Donald West "Don" Harward is an American philosopher who served as the sixth President of Bates College from March 1989 to November 2002, where he was succeeded by the first female president, Elaine Tuttle Hansen.

Early life and career 
Harward received his B.A. in mathematics from Maryville College, then his M.A. from American University, and Ph.D. in philosophy from the University of Maryland. Harward then taught at the University of Delaware and the College of Wooster, where he served as a dean and vice president of academic affairs.

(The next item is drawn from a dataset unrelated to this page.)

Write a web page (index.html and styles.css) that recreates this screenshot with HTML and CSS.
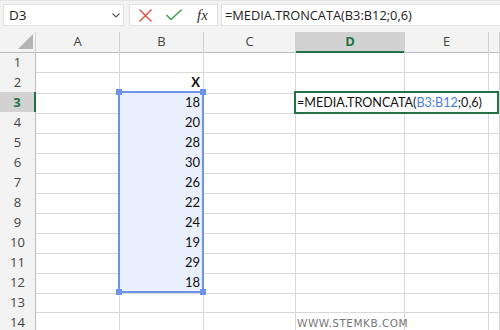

On March 1, 1989, Harwad was tapped to succeed Thomas Hedley Reynolds as the sixth President of Bates College. His first years leading the college revolved around stressing the importance of egalitarian values and involvement in the community through the creation of a thesis program, and the strengthening of the study-abroad program. Overall, he would create 22 new programs available to students and faculty. He expanded the campus of Bates by constructing Pettengill Hall, the Residential Village, and the Bates College Coastal Center at Shortridge.

Harward stepped down from the Bates presidency on November 1, 2002. Three years later in 2005, The Harward Center for Community Partnerships was opened in Lewiston in his honor.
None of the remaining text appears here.